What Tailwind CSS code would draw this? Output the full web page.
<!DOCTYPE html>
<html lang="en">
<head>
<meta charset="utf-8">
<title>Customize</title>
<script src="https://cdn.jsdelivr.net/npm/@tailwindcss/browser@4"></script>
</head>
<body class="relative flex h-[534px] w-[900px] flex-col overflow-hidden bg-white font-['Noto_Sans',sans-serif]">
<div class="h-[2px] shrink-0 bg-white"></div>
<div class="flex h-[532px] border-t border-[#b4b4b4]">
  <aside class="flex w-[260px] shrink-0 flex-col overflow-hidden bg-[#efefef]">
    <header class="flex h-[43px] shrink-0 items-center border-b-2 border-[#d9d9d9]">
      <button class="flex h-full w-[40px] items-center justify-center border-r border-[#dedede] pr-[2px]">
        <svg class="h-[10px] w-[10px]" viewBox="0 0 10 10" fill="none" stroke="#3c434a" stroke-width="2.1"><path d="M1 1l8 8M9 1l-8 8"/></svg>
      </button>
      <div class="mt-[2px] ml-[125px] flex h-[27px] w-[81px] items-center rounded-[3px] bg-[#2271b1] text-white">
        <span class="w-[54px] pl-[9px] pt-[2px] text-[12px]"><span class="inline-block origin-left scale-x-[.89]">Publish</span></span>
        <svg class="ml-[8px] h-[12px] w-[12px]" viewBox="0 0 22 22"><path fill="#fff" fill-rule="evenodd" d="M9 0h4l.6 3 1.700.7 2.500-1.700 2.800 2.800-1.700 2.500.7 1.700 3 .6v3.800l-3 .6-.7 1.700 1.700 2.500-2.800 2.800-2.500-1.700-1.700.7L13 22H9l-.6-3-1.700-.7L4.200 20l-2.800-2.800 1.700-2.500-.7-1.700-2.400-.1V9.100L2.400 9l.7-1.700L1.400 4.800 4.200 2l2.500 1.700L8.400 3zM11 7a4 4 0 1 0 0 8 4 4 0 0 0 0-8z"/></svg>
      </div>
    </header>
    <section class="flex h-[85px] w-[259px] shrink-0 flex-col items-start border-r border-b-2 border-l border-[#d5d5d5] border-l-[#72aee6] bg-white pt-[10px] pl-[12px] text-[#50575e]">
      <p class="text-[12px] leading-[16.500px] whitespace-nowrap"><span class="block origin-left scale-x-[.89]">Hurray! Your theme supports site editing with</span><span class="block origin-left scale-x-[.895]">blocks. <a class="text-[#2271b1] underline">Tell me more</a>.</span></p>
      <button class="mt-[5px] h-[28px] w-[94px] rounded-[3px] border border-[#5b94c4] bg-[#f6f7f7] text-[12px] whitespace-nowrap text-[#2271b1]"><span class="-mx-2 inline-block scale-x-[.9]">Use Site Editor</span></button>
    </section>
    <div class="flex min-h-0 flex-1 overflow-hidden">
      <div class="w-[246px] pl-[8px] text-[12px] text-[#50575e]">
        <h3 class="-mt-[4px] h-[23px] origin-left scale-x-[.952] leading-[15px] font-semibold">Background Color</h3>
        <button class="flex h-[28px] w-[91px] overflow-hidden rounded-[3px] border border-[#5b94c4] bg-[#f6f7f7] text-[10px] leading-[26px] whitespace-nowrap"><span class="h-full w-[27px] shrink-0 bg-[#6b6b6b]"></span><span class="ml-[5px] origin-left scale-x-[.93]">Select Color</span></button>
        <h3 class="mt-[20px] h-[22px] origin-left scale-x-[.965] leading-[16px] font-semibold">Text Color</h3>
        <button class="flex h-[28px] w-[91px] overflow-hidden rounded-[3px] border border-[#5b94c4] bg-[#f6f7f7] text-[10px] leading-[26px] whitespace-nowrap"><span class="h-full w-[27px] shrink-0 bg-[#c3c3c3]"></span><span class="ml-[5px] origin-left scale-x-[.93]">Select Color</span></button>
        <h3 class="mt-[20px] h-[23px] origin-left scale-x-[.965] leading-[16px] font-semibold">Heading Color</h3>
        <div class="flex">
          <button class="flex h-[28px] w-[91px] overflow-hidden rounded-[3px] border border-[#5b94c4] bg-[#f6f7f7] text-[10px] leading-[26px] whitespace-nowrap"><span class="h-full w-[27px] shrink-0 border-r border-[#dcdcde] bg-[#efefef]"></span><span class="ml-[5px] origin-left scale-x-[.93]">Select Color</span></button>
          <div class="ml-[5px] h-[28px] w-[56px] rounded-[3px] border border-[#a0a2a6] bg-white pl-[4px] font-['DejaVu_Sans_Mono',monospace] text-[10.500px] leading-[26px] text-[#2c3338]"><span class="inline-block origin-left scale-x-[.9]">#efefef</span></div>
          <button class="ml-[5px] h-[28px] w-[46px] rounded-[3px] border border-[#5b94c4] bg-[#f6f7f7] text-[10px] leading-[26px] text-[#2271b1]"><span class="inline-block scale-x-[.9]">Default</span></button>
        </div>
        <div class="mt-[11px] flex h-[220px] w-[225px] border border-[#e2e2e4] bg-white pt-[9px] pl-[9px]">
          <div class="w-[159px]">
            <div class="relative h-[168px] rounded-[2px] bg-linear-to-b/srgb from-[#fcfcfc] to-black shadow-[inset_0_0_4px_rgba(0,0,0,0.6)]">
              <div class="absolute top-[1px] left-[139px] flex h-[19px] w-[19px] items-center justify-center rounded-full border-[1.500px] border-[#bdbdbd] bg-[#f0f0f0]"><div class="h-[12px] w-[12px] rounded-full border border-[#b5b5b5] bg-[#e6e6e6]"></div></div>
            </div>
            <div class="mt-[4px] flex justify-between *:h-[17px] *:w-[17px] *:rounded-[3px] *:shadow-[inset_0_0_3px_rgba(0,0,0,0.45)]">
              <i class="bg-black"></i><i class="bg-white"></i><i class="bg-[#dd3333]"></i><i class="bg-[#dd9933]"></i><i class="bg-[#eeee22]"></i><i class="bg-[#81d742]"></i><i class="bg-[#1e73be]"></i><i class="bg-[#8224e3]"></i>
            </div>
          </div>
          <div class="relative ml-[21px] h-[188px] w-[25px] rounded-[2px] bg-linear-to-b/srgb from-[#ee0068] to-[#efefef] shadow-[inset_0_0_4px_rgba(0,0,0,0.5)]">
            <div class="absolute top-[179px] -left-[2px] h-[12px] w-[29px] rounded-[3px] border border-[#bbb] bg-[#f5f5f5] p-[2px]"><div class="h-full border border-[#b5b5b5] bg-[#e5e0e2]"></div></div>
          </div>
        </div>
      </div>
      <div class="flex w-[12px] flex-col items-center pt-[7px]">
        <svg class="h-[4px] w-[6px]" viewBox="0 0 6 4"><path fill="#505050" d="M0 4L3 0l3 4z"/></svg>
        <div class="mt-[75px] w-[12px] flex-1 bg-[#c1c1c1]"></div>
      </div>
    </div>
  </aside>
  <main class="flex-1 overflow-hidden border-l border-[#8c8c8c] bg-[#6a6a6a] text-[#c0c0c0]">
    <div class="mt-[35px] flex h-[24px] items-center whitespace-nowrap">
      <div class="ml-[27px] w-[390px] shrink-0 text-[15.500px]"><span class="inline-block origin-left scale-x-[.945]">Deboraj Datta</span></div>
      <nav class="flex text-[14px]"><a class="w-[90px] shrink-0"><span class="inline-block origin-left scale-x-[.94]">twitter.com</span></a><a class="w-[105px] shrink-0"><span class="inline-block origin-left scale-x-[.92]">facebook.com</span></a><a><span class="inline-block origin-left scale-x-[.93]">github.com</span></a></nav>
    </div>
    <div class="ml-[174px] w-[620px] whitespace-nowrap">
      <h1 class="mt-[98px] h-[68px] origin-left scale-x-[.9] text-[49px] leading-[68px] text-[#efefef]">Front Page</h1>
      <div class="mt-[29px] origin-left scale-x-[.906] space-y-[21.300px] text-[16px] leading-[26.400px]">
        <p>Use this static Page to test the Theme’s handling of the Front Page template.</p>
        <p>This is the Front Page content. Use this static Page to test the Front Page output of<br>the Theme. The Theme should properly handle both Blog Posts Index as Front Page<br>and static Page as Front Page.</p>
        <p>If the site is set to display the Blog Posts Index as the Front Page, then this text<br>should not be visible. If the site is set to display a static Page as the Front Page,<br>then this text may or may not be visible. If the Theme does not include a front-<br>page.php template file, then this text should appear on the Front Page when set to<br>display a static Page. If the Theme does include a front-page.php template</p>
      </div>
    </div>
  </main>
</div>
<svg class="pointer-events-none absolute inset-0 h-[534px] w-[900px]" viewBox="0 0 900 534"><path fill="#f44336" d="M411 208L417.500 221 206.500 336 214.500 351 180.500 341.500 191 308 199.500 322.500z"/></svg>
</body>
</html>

▶ _Exercise aim_: Pick out and copy every line that contains the word "this".

▶ _Finished task_:
What Tailwind CSS code would draw this? Output the full web page.
        <p>Use this static Page to test the Theme’s handling of the Front Page template.</p>
        <p>This is the Front Page content. Use this static Page to test the Front Page output of<br>the Theme. The Theme should properly handle both Blog Posts Index as Front Page<br>and static Page as Front Page.</p>
        <p>If the site is set to display the Blog Posts Index as the Front Page, then this text<br>should not be visible. If the site is set to display a static Page as the Front Page,<br>then this text may or may not be visible. If the Theme does not include a front-<br>page.php template file, then this text should appear on the Front Page when set to<br>display a static Page. If the Theme does include a front-page.php template</p>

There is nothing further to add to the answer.